◆ **What you have to do**
Up to and including the line with "5 2 7 7 7z';", write out the listing from its first line, minus the pictures.

◆ **Collected data**
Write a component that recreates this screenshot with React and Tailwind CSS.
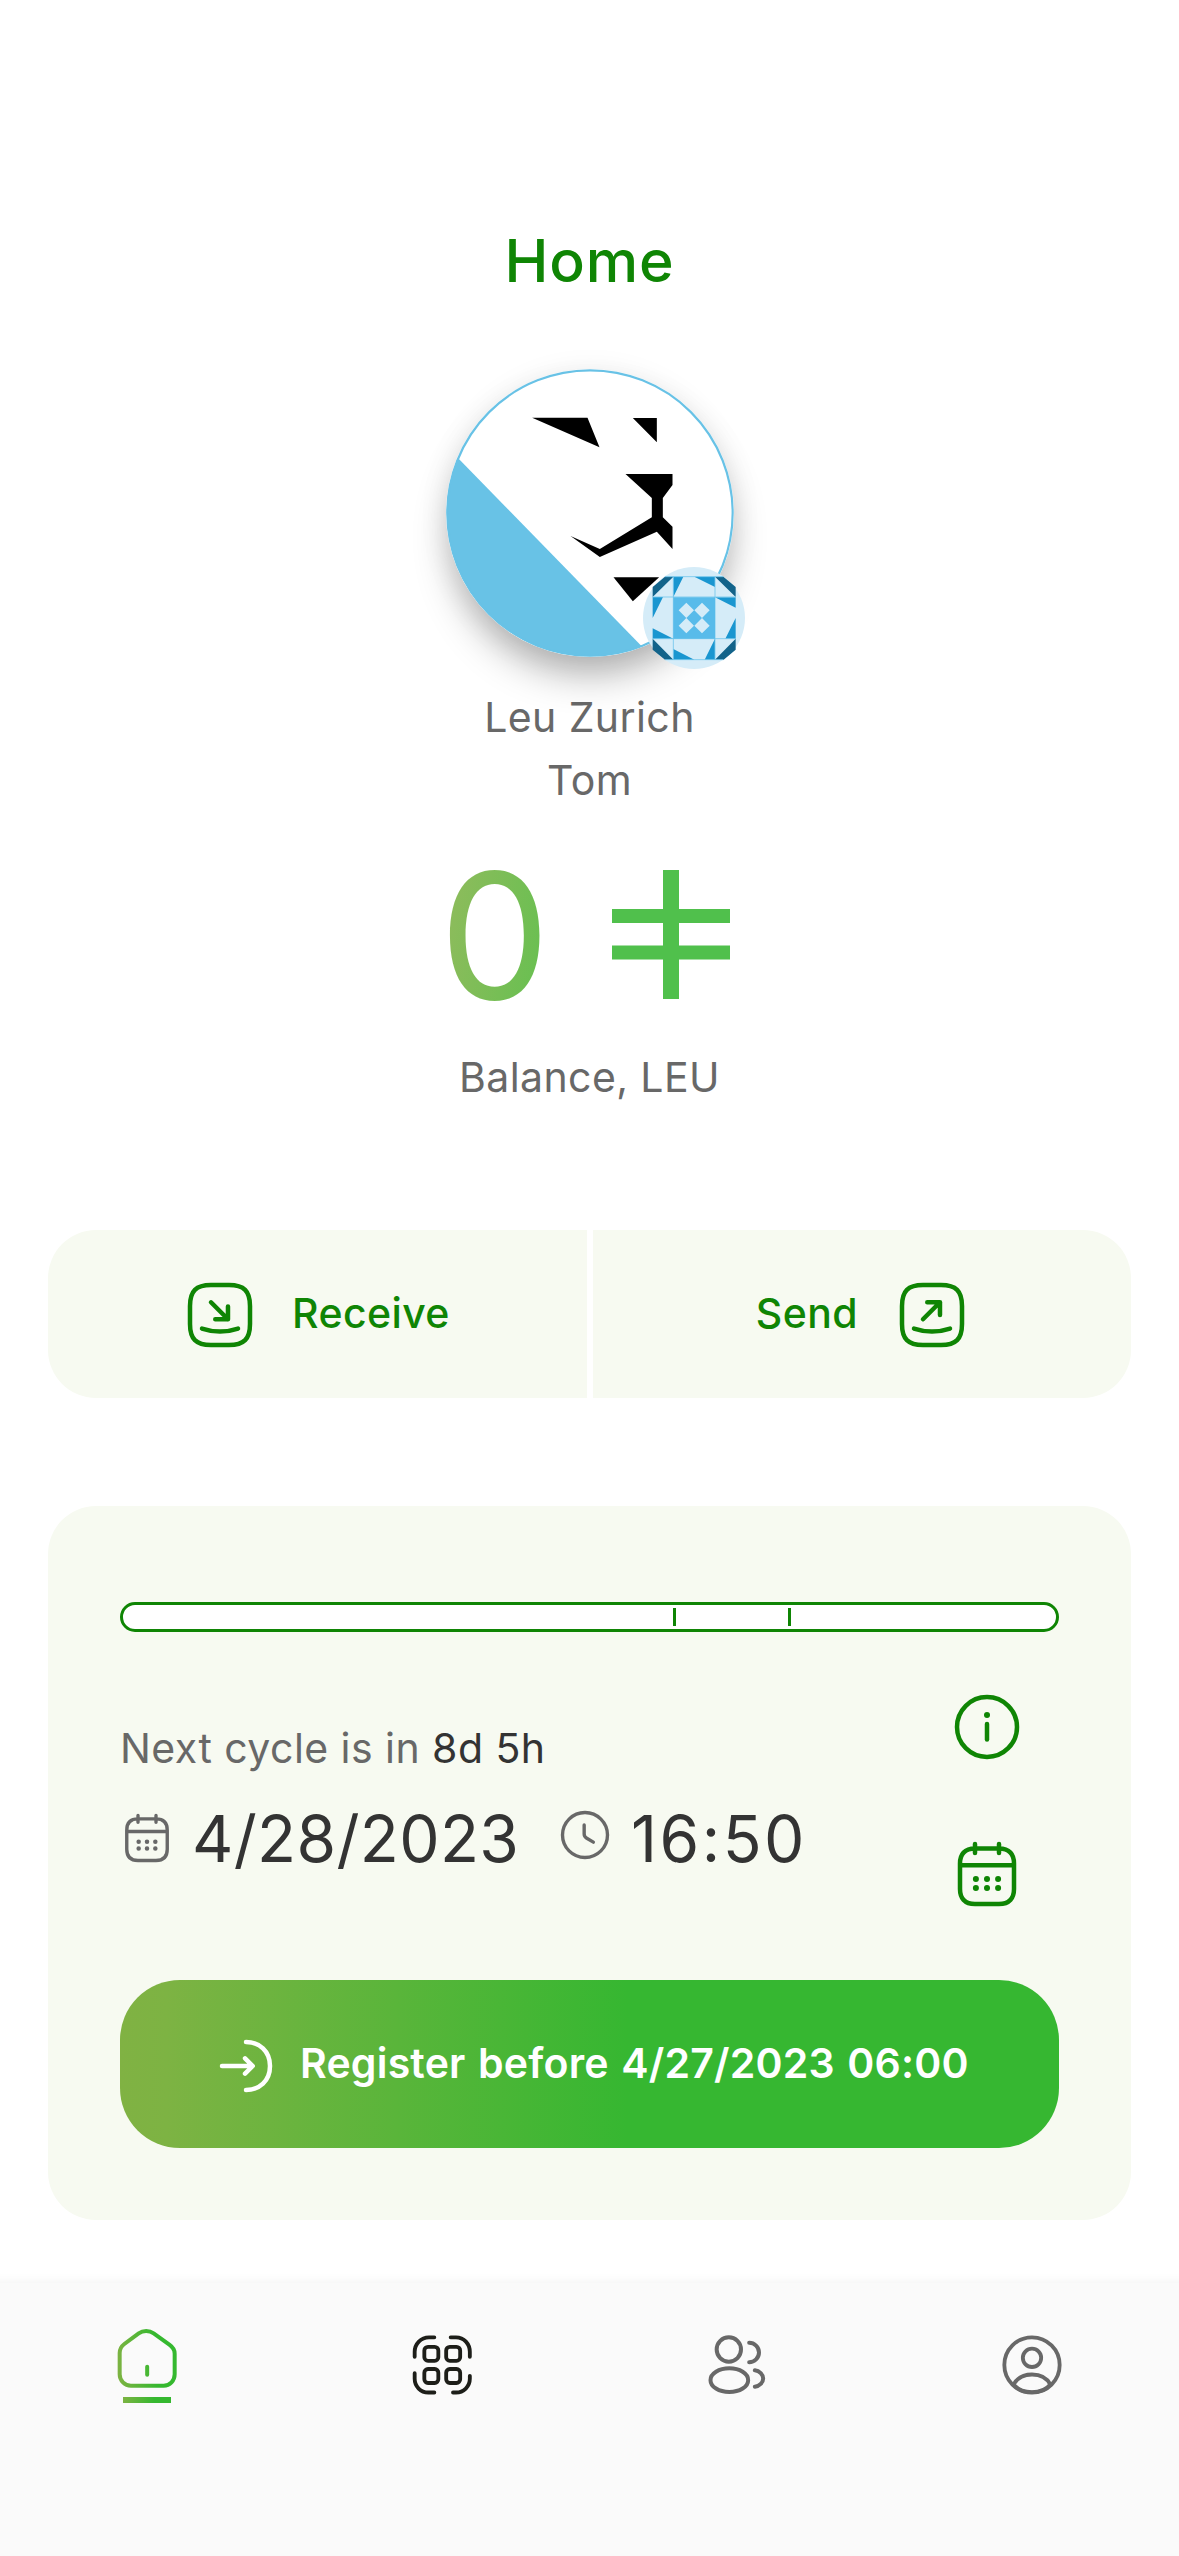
const squircle =
  'M9 22h6c5 0 7-2 7-7V9c0-5-2-7-7-7H9C4 2 2 4 2 9v6c0 5 2 7 7 7z';

function Icon({ className, children }) {
  return (
    <svg
      className={className}
      viewBox="0 0 24 24"
      fill="none"
      stroke="currentColor"
      strokeWidth="1.5"
      strokeLinecap="round"
      strokeLinejoin="round"
    >
      {children}
    </svg>
  );
}

function ReceiveIcon() {
  return (
    <Icon className="mt-0.5 size-18 shrink-0">
      <path d={squircle} />
      <path d="M9 7.76l5.66 5.66M10.42 13.42h4.24V9.18M6 16.51c3.89 1.3 8.11 1.3 12 0" />
    </Icon>
  );
}

function SendIcon() {
  return (
    <Icon className="mt-0.5 size-18 shrink-0">
      <path d={squircle} />
      <path d="M9 13.42l5.66-5.66M10.42 7.76h4.24V12M6 16.51c3.89 1.3 8.11 1.3 12 0" />
    </Icon>
  );
}

function CalendarIcon({ className }) {
  return (
    <Icon className={className}>
      <path d="M8 2v3M16 2v3M3.5 9.09h17M21 8.5V17c0 3-1.5 5-5 5H8c-3.5 0-5-2-5-5V8.5c0-3 1.5-5 5-5h8c3.5 0 5 2 5 5z" />
      <path
        strokeWidth="2"
        d="M8.29 13.7h.01M11.995 13.7h.01M15.695 13.7h.01M8.29 16.7h.01M11.995 16.7h.01M15.695 16.7h.01"
      />
    </Icon>
  );
}

function ClockIcon({ className }) {
  return (
    <Icon className={className}>
      <circle cx="12" cy="12" r="10" />
      <path d="M15.71 15.18l-3.1-1.85c-.54-.32-.98-1.09-.98-1.72v-4.1" />
    </Icon>
  );
}

function InfoIcon() {
  return (
    <Icon className="size-18">
      <circle cx="12" cy="12" r="10" />
      <path d="M12 16.2v-5.2" />
      <path strokeWidth="2" d="M11.995 8h.01" />
    </Icon>
  );
}

function LoginIcon() {
  return (
    <Icon className="mt-[3px] size-18 shrink-0">
      <path d="M11.68 14.56L14.24 12l-2.56-2.56M4 12h10.17M12 4c4.42 0 8 3 8 8s-3.58 8-8 8" />
    </Icon>
  );
}

function LionAvatar() {
  return (
    <svg className="block size-72" viewBox="76.5 57 864 864">
      <defs>
        <clipPath id="face">
          <circle cx="508.5" cy="489" r="430" />
        </clipPath>
      </defs>
      <circle cx="508.5" cy="489" r="431" fill="#fff" />
      <path d="M60 270.5L700 926V960H40V270z" fill="#68c2e6" clipPath="url(#face)" />
      <circle cx="508.5" cy="489" r="428" fill="none" stroke="#68c2e6" strokeWidth="6.5" />
      <path d="M335 203H501L537 292zM637 204H709V277z" />
      <path d="M615 372H756V405L727 444V502L756 530V597L709 545L538 621L450 558L538 597L694 502V444z" />
      <path d="M579 682H716L637 754z" />
    </svg>
  );
}

function IdenticonBadge() {
  return (
    <svg className="block size-[102px]" viewBox="670 651 306 306">
      <circle cx="823" cy="804" r="153" fill="#d5ecf8" />
      <path
        fill="#12638a"
        d="M699 741V711L736 680H761zM886 680H911L948 711V741zM948 866V899L912 929H886zM699 866V899L736 929H761z"
      />
      <path
        fill="#1a96d0"
        d="M761 680H791L761 741zM824 680H886V711zM699 741H730L699 804zM699 835L761 866H699zM886 742L948 773V742zM948 804V866H917zM761 897L824 929H761zM886 866V929H855z"
      />
      <path fill="none" stroke="#74c6ec" strokeWidth="2.5" d="M736 680H911M736 929H911M699 741H948M699 866H948M761 680V929M886 680V929" />
      <path fill="#58bbea" d="M761 742H886V866H761z" />
      <path
        fill="#d5ecf8"
        d="M800 758l23 23l-23 23l-23-23zM847 758l23 23l-23 23l-23-23zM800 804l23 23l-23 23l-23-23zM847 804l23 23l-23 23l-23-23z"
      />
    </svg>
  );
}

function LeuSymbol() {
  return (
    <svg className="block h-[129px] w-[118px]" viewBox="0 0 118 129" fill="#50c04c">
      <path d="M51 0h16v39h51v14H67v22.500h51v14H67V129H51V89.500H0v-14h51V53H0V39h51z" />
    </svg>
  );
}

function HomeNavIcon() {
  return (
    <svg className="size-18" viewBox="94 162 216 216" fill="none" stroke="url(#leaf)" strokeWidth="12" strokeLinecap="round">
      <defs>
        <linearGradient id="leaf" gradientUnits="userSpaceOnUse" x1="114" y1="270" x2="230" y2="262">
          <stop offset="0" stopColor="#7cb342" />
          <stop offset="1" stopColor="#35b82f" />
        </linearGradient>
      </defs>
      <path d="M120 252C120 241 125 232 134 225L177 193C190 184 209 184 222 193L269 227C279 234 285 243 285 254V316C285 335 271 350 252 350H154C135 350 120 335 120 316z" />
      <path d="M202.500 293V317" />
    </svg>
  );
}

function ScanNavIcon() {
  return (
    <svg className="size-18 text-[#1d1e19]" viewBox="978 177.500 216 216" fill="none" stroke="currentColor" strokeWidth="11.500" strokeLinecap="round">
      <path d="M1004 261V246C1004 222 1023 202.500 1047 202.500H1063M1112 202.500H1128C1152 202.500 1169.500 222 1169.500 246V261M1004 310V327C1004 350 1022 368 1045 368H1063M1119 368H1128C1151 368 1169.500 350 1169.500 327V318" />
      <rect x="1033" y="231" width="42" height="42" rx="11" />
      <rect x="1098.500" y="231" width="42" height="42" rx="11" />
      <rect x="1033" y="297.500" width="42" height="42" rx="11" />
      <rect x="1098.500" y="297.500" width="42" height="42" rx="11" />
    </svg>
  );
}

function PeopleNavIcon() {
  return (
    <svg className="size-18 text-[#686868]" viewBox="122.500 177.500 216 216" fill="none" stroke="currentColor" strokeWidth="12" strokeLinecap="round">
      <circle cx="206" cy="239" r="36.500" />
      <ellipse cx="207.500" cy="331" rx="56.500" ry="35.500" />
      <path d="M267 219C283 219 296.500 232 296.500 248C296.500 264 283 277 267 277M284 301.500C298 303 309 314 309 326C309 338 298 349 284 351" />
    </svg>
  );
}

function ProfileNavIcon() {
  return (
    <svg className="size-18 text-[#686868]" viewBox="1007 177.500 216 216" fill="none" stroke="currentColor" strokeWidth="11.500">
      <circle cx="1115" cy="285.500" r="83" />
      <circle cx="1115" cy="264" r="27.500" />
      <path d="M1060 344C1070 325 1090 314 1115 314C1140 314 1160 325 1170 344C1158 359 1138 367 1115 367C1092 367 1072 359 1060 344z" />
    </svg>
  );
}

export default function App() {
  return (
    <div className="flex h-[2556px] w-[1179px] flex-col overflow-hidden bg-white font-['Inter',sans-serif] text-[41px] leading-[63px] whitespace-nowrap text-[#686868]">
      <header className="pt-[225px] text-center text-[59px] leading-[72px] font-medium tracking-[0.9px] text-[#0f8504]">
        <h1>Home</h1>
      </header>

      <section className="flex flex-col items-center">
        <div className="relative mt-18 size-72 rounded-full shadow-[0_4px_30px_rgba(0,0,0,0.08),0_24px_38px_-6px_rgba(0,0,0,0.29)]">
          <LionAvatar />
          <div className="absolute top-[198px] left-[197.5px]">
            <IdenticonBadge />
          </div>
        </div>
        <p className="mt-[29px] tracking-[0.4px]">Leu Zurich</p>
        <p className="tracking-[0.4px]">Tom</p>
        <div className="mt-[18px] flex h-[210px] w-[300px] items-start justify-between pr-2.5">
          <span className="bg-linear-[100deg,#94bb5e_0%,#62c04f_100%] bg-clip-text text-[175px] leading-[211px] text-transparent">0</span>
          <div className="pt-10">
            <LeuSymbol />
          </div>
        </div>
        <p className="mt-1.5 tracking-[0.4px]">Balance, LEU</p>
      </section>

      <section className="mx-12 mt-[121px] grid h-42 shrink-0 grid-cols-2 gap-1.5 font-medium text-[#0f8504]">
        <button className="flex items-center rounded-l-[48px] bg-[#f7faf1] pl-[136px]">
          <ReceiveIcon />
          <span className="-mt-0.5 ml-9 tracking-[0.4px]">Receive</span>
        </button>
        <button className="flex items-center justify-end rounded-r-[48px] bg-[#f7faf1] pr-[163px]">
          <span className="-mt-0.5 mr-[38px] tracking-[0.4px]">Send</span>
          <SendIcon />
        </button>
      </section>

      <section className="mx-12 mt-27 h-[714px] shrink-0 rounded-[48px] bg-[#f7faf1] px-18 pt-24">
        <div className="relative h-[30px] rounded-full border-3 border-[#0f8504] bg-white">
          <i className="absolute top-[3px] left-[550px] h-[18px] w-[3px] bg-[#0f8504]" />
          <i className="absolute top-[3px] left-[665px] h-[18px] w-[3px] bg-[#0f8504]" />
        </div>

        <div className="flex justify-between">
          <div className="pt-[85px]">
            <p className="tracking-[0.45px]">
              Next cycle is in <span className="text-[#333]">8d 5h</span>
            </p>
            <div className="mt-2.5 flex items-start text-[64px] leading-[97px] text-[#333]">
              <CalendarIcon className="mt-[21px] size-13.5 text-[#686868]" />
              <span className="ml-[18px] w-[366px] tracking-[0.35px]">4/28/2023</span>
              <ClockIcon className="mt-[18px] size-13.5 text-[#686868]" />
              <span className="ml-[19px] tracking-[2.5px]">16:50</span>
            </div>
          </div>
          <div className="mr-9 flex flex-col gap-[75px] pt-[58.5px] text-[#0f8504]">
            <InfoIcon />
            <CalendarIcon className="size-18" />
          </div>
        </div>

        <button className="mt-[70.5px] flex h-42 w-full items-center rounded-[60px] bg-linear-[90deg,#80b243_0%,#7db343_5%,#36b731_54%] pl-[90px] font-semibold text-white">
          <LoginIcon />
          <span className="-mt-0.5 ml-[18px] tracking-[0.2px] [word-spacing:2px]">Register before 4/27/2023 06:00</span>
        </button>
      </section>

      <nav className="mt-auto grid h-[273px] shrink-0 grid-cols-4 justify-items-center bg-[#fafafa] pt-[46px] shadow-[0_8px_10px_9px_rgba(0,0,0,0.055)]">
        <div className="-mt-1.5 flex flex-col items-center">
          <HomeNavIcon />
          <span className="mt-0.5 h-1.5 w-12 bg-linear-[95deg,#7cb342_0%,#35b82f_65%]" />
        </div>
        <ScanNavIcon />
        <PeopleNavIcon />
        <ProfileNavIcon />
      </nav>
    </div>
  );
}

◆ **Output of the task**
Write a component that recreates this screenshot with React and Tailwind CSS.
const squircle =
  'M9 22h6c5 0 7-2 7-7V9c0-5-2-7-7-7H9C4 2 2 4 2 9v6c0 5 2 7 7 7z';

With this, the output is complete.